La última actividad requiere que tres de los niños improvisen cuentos. Escucho historias de un rey taimado, de una hermana bondadosa y otra egoísta, de hacer el bien y derrotar a los malvados. Tan simple y tan total. Hay que aplaudir. Quiero aplaudir. Hemos todos olvidado los celulares, la carencia y las esperanzas rotas, por unos minutos. La fantasía está ahí. Sigue ahí. No importa cuánto calor haya afuera ni cómo proliferan los guardianes; si el buzo es un buzo, si pesca o se aleja; si la muchacha reza o llora o espera o abandona sentada en el muro del malecón; y si, a sus espaldas, los viejitos de guayabera blanca pronuncian un discurso breve por el natalicio de Maceo u organizan la cola del pollo. Y yo quisiera entonces preguntarles a estos chicos en la librería que me digan, con toda esa fantasía en sus cabecitas, cómo ven, cómo imaginan a La Habana.

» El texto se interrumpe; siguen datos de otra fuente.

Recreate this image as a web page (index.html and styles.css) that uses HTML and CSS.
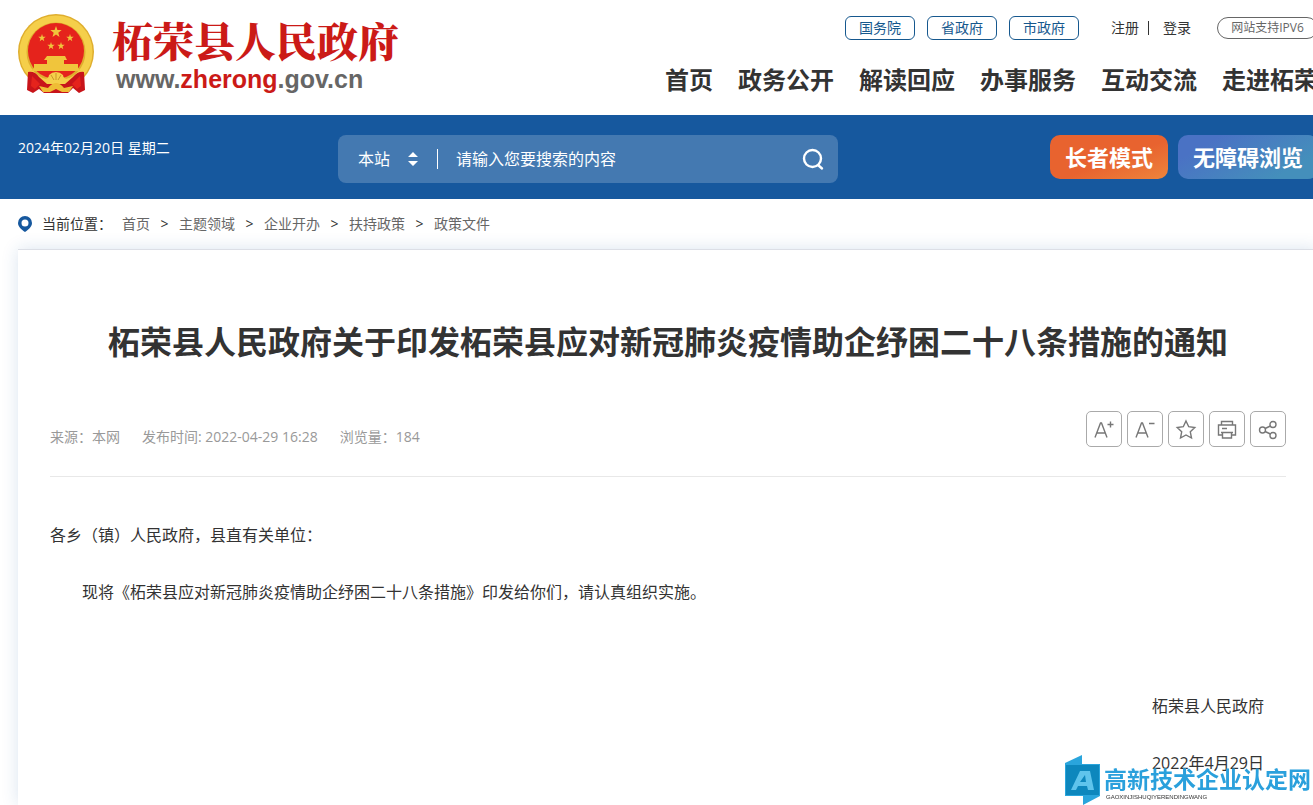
FILE: index.html
```html
<!DOCTYPE html>
<html lang="zh-CN">
<head>
    <meta charset="UTF-8">
    <meta name="viewport" content="width=device-width, initial-scale=1.0">
    <title>柘荣县人民政府</title>
    <link rel="stylesheet" href="styles.css">
</head>
<body>
    <header class="header wrap">
        <a class="logo" href="#">
            <svg class="emblem" viewBox="0 0 76 80" width="76" height="80" aria-hidden="true">
                <defs>
                    <path id="star" d="M0-6 1.4-1.9 5.7-1.9 2.3.7 3.5 4.9 0 2.4-3.5 4.9-2.3.7-5.7-1.9-1.4-1.9z"/>
                </defs>
                <circle cx="38" cy="38" r="38" fill="#dfae2e"/>
                <circle cx="38" cy="38" r="33" fill="none" stroke="#f5cf4a" stroke-width="7"/>
                <circle cx="38" cy="37" r="28" fill="#e5231c"/>
                <g fill="#f0c53c">
                    <use href="#star" transform="translate(38 18)"/>
                    <use href="#star" transform="translate(24 24) scale(.65)"/>
                    <use href="#star" transform="translate(52 24) scale(.65)"/>
                    <use href="#star" transform="translate(33 32) scale(.65)"/>
                    <use href="#star" transform="translate(43 32) scale(.65)"/>
                    <path d="M29 42H47L49 46H46V50H60V54L63 57H13L16 54V50H29V46H26z"/>
                </g>
                <path fill="#c8141a" d="M10 58Q17 57 21 63L29 70H47L55 63Q60 57 66 58L67 76 61 79 55 74 50 79H26L21 75 15 79 9 76z"/>
                <path fill="#e5231c" d="M14 62 22 70 17 75 13 72zM62 62 54 70 59 75 63 72z"/>
                <path fill="#f5cf4a" d="M21 62Q30 68 31 61Q34 58 38 58Q42 58 45 61Q46 68 55 62L46 69H30z"/>
                <path fill="#efbd35" d="M21 72 30 74Q34 69 38 69Q42 69 46 74L55 72 51 78H44L38 75 32 78H25z"/>
                <path fill="none" stroke="#c9952a" d="M38 59V66M33 61 36 66M43 61 40 66"/>
            </svg>
            <span class="logo-text">
                <span class="logo-name">柘荣县人民政府</span>
                <span class="logo-url">www.<em>zherong</em>.gov.cn</span>
            </span>
        </a>
        <div class="header-right">
            <div class="top-links">
                <a class="gov-link" href="#">国务院</a>
                <a class="gov-link" href="#">省政府</a>
                <a class="gov-link" href="#">市政府</a>
                <div class="account">
                    <a href="#">注册</a>
                    <a href="#">登录</a>
                </div>
                <a class="ipv6" href="#">网站支持IPV6</a>
            </div>
            <nav class="nav">
                <a href="#">首页</a>
                <a href="#">政务公开</a>
                <a href="#">解读回应</a>
                <a href="#">办事服务</a>
                <a href="#">互动交流</a>
                <a href="#">走进柘荣</a>
            </nav>
        </div>
    </header>

    <div class="bar">
        <div class="bar-inner wrap">
            <div class="date">2024年02月20日 星期二</div>
            <form class="search">
                <select class="search-scope" aria-label="搜索范围">
                    <option>本站</option>
                </select>
                <svg class="search-arrows" viewBox="0 0 10 14" width="10" height="14" aria-hidden="true">
                    <path fill="#fff" d="M5 0 10 5H0zM5 14 10 9H0z"/>
                </svg>
                <input class="search-input" type="text" placeholder="请输入您要搜索的内容" aria-label="搜索内容">
                <button class="search-btn" type="submit" aria-label="搜索">
                    <svg viewBox="0 0 24 24" width="24" height="24" fill="none" stroke="#fff" stroke-width="2.4" stroke-linecap="round">
                        <circle cx="10.500" cy="11.500" r="8.500"/>
                        <path d="M16 18 20 21.500"/>
                    </svg>
                </button>
            </form>
            <div class="modes">
                <button class="mode mode-elder" type="button">长者模式</button>
                <button class="mode mode-access" type="button">无障碍浏览</button>
            </div>
        </div>
    </div>

    <nav class="crumbs wrap" aria-label="当前位置">
        <svg viewBox="0 0 14 16" width="14" height="16" aria-hidden="true">
            <path fill="#16589e" fill-rule="evenodd" d="M7 0a7 7 0 0 0-7 7C0 11 4 14 7 16 10 14 14 11 14 7A7 7 0 0 0 7 0zM7 3.500a3.500 3.500 0 1 1 0 7 3.500 3.500 0 0 1 0-7z"/>
        </svg>
        <span class="crumbs-label">当前位置：</span>
        <a href="#">首页</a><span class="sep">&gt;</span>
        <a href="#">主题领域</a><span class="sep">&gt;</span>
        <a href="#">企业开办</a><span class="sep">&gt;</span>
        <a href="#">扶持政策</a><span class="sep">&gt;</span>
        <a href="#">政策文件</a>
    </nav>

    <main class="article wrap">
        <h1>柘荣县人民政府关于印发柘荣县应对新冠肺炎疫情助企纾困二十八条措施的通知</h1>
        <div class="info">
            <div class="meta">
                <span>来源：本网</span>
                <span>发布时间: 2022-04-29 16:28</span>
                <span>浏览量：184</span>
            </div>
            <div class="tools">
                <button type="button" aria-label="放大字体">
                    <svg viewBox="0 0 24 24"><path d="M3 20.500 8.500 6H9.500L15 20.500M5 16H13M15.500 7.500H21.500M18.500 4.500V10.500"/></svg>
                </button>
                <button type="button" aria-label="缩小字体">
                    <svg viewBox="0 0 24 24"><path d="M3 20.500 8.500 6H9.500L15 20.500M5 16H13M16 6.500H21.500"/></svg>
                </button>
                <button type="button" aria-label="收藏">
                    <svg viewBox="0 0 24 24"><path d="M12 4 14.700 9.700 20.800 10.500 16.300 14.800 17.500 21 12 18 6.500 21 7.700 14.800 3.200 10.500 9.300 9.700z"/></svg>
                </button>
                <button type="button" aria-label="打印">
                    <svg viewBox="0 0 24 24"><path d="M6.500 8V4.500H17.500V8M7 18H3.500V8H20.500V18H17M6 15.500H18M7.500 15.500V21H16.500V15.500M7 11.500H12"/></svg>
                </button>
                <button type="button" aria-label="分享">
                    <svg viewBox="0 0 24 24"><circle cx="6.500" cy="13" r="3"/><circle cx="17" cy="7.500" r="3"/><circle cx="17" cy="18.500" r="3"/><path d="M9.100 11.500 14.400 9M9.100 14.500 14.400 17"/></svg>
                </button>
            </div>
        </div>
        <div class="content">
            <p>各乡（镇）人民政府，县直有关单位：</p>
            <p class="indent">现将《柘荣县应对新冠肺炎疫情助企纾困二十八条措施》印发给你们，请认真组织实施。</p>
            <div class="sign">
                <p>柘荣县人民政府</p>
                <p>2022年4月29日</p>
            </div>
        </div>
    </main>

    <div class="watermark">
        <svg viewBox="0 0 35 50" width="35" height="50" aria-hidden="true">
            <path fill="#2aa5dc" d="M0 8 17 0V9H35V41L18 50V41H0z"/>
            <path fill="#0d87bd" d="M1 10H34V40H1z"/>
            <path fill="#5fc4ec" fill-rule="evenodd" d="M6 35 15 16H25L29 35H23L22 31H13L11 35zM15 27H21L20 20z"/>
        </svg>
        <div class="watermark-text">
            <strong>高新技术企业认定网</strong>
            <small>GAOXINJISHUQIYERENDINGWANG</small>
        </div>
    </div>
</body>
</html>
```

FILE: styles.css
```css
* {
    box-sizing: border-box;
    margin: 0;
    padding: 0;
}
body {
    font-family: "Open Sans", "Noto Sans CJK SC", sans-serif;
    font-size: 14px;
    line-height: 20px;
    color: #333;
    background: #fff;
    overflow-x: hidden;
}
a {
    color: inherit;
    text-decoration: none;
}
button, input, select {
    font: inherit;
    color: inherit;
    border: none;
    background: none;
}
button {
    cursor: pointer;
}
.wrap {
    min-width: 1300px;
    margin: 0 18px;
}

/* header */
.header {
    display: flex;
    justify-content: space-between;
    height: 115px;
}
.logo {
    display: flex;
    gap: 18px;
    padding-top: 14px;
}
.logo-text {
    display: flex;
    flex-direction: column;
}
.logo-name {
    font-family: "Noto Serif CJK SC", "Noto Sans CJK SC", serif;
    font-size: 41px;
    font-weight: 900;
    line-height: 52px;
    color: #cb1a17;
}
.logo-url {
    padding-left: 4px;
    font-family: "Liberation Sans", sans-serif;
    font-size: 25px;
    font-weight: bold;
    line-height: 26px;
    color: #666;
}
.logo-url em {
    font-style: normal;
    color: #cb1a17;
}
.header-right {
    display: flex;
    flex-direction: column;
    align-items: flex-end;
    gap: 22px;
    padding-top: 16px;
}
.top-links {
    display: flex;
    align-items: center;
    gap: 12px;
}
.gov-link {
    width: 70px;
    border: 1px solid #16588e;
    border-radius: 6px;
    line-height: 22px;
    text-align: center;
    color: #16588e;
}
.account {
    display: flex;
    align-items: center;
    margin: 0 14px 0 20px;
}
.account a + a {
    margin-left: 9px;
    padding-left: 14px;
    border-left: 1px solid #333;
    line-height: 14px;
}
.ipv6 {
    width: 101px;
    border: 1px solid #666;
    border-radius: 11px;
    font-size: 12px;
    line-height: 20px;
    text-align: center;
    color: #666;
}
.nav {
    display: flex;
    gap: 25px;
    font-size: 24px;
    font-weight: bold;
    line-height: 36px;
}

/* blue bar */
.bar {
    background: #16589e;
    color: #fff;
}
.bar-inner {
    display: flex;
    align-items: flex-start;
    height: 84px;
    padding-top: 20px;
}
.date {
    width: 320px;
    line-height: 26px;
}
.search {
    display: flex;
    align-items: center;
    width: 500px;
    height: 48px;
    padding: 0 12px 0 20px;
    border-radius: 8px;
    background: rgba(255, 255, 255, 0.2);
    font-size: 16px;
}
.search-scope {
    width: 50px;
    appearance: none;
}
.search-input {
    flex: 1;
    height: 20px;
    margin-left: 19px;
    padding-left: 18px;
    border-left: 1px solid #fff;
    outline: none;
}
.search-input::placeholder {
    color: #fff;
    opacity: 1;
}
.search-btn {
    height: 24px;
}
.modes {
    display: flex;
    gap: 10px;
    margin-left: auto;
}
.mode {
    height: 44px;
    padding: 0 15px;
    border-radius: 10px;
    font-size: 22px;
    font-weight: bold;
}
.mode-elder {
    background: linear-gradient(160deg, #e8632f 55%, #ee853c);
}
.mode-access {
    background: linear-gradient(150deg, #4a72c4 20%, #448fbb 80%);
}

/* breadcrumb */
.crumbs {
    display: flex;
    align-items: center;
    gap: 10px;
    height: 50px;
    color: #666;
}
.crumbs span {
    color: #333;
}
.crumbs .sep {
    width: 9px;
    text-align: center;
}

/* article */
.article {
    min-height: calc(100vh - 249px);
    padding: 68px 32px 0;
    border-top: 1px solid #dcdfe6;
    background: #fff;
    box-shadow: 0 0 16px rgba(22, 88, 158, 0.16);
}
.article h1 {
    font-size: 32px;
    line-height: 48px;
    text-align: center;
}
.info {
    display: flex;
    justify-content: space-between;
    align-items: center;
    margin-top: 45px;
    padding-bottom: 29px;
    border-bottom: 1px solid #e8e8e8;
}
.meta {
    display: flex;
    gap: 22px;
    padding-top: 16px;
    color: #999;
}
.tools {
    display: flex;
    gap: 5px;
}
.tools button {
    display: flex;
    align-items: center;
    justify-content: center;
    width: 36px;
    height: 36px;
    border: 1px solid #aaa;
    border-radius: 5px;
}
.tools svg {
    width: 24px;
    height: 24px;
    fill: none;
    stroke: #777;
    stroke-width: 1.4;
}
.content {
    padding-top: 42px;
    font-size: 16px;
    line-height: 32px;
}
.content p {
    margin-bottom: 25px;
}
.indent {
    text-indent: 2em;
}
.sign {
    padding: 57px 22px 0 0;
    text-align: right;
}
.sign p:last-child {
    margin-bottom: 0;
}

/* site mark over the lower right corner */
.watermark {
    position: fixed;
    right: 2px;
    bottom: 0;
    display: flex;
    gap: 4px;
}
.watermark-text {
    display: flex;
    flex-direction: column;
    padding-top: 11px;
    font-family: "Liberation Sans", "Noto Sans CJK SC", sans-serif;
}
.watermark strong {
    font-size: 23px;
    line-height: 28px;
    color: #2aa0dc;
}
.watermark small {
    padding-left: 2px;
    font-size: 6px;
    line-height: 6px;
}
```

La Habana no es una granja, no.

Tampoco es París o la Tegucigalpa del Caribe, como poco antes de la Crisis de los Misiles de octubre de 1962 la comparara el Sergio Malabre de Memorias del subdesarrollo.

¿Qué es, entonces?

El amigo Erick Mota, escritor de ciencia ficción, me ha dicho con su lucidez afrofuturista que La Habana no existe, que ha sido inventada por gente de otras provincias porque en algún lugar había que depositar todos los males de la nación. Yo pienso en la mulata fundacional, Cecilia Valdés, en cuyo cuerpo Villaverde depositara, concentrados, los mayores perjuicios coloniales contra la posibilidad de inventarnos como país moderno, independiente, “civilizado”. E imagino, o tal vez escucho de veras, por sobre el cacareo de las gallinas y el tronar de los discursos, el perpetuo chancleteo, un vaivén imperturbable pero sin rumbo por las calles de La Habana.

Y es que no, esta ciudad no es una granja. Y a mí, que en sus calles y junto a su mar pierdo el destino, a mí la verdad que, sea lo que sea, adentro o afuera, a mí me encanta ser habanera.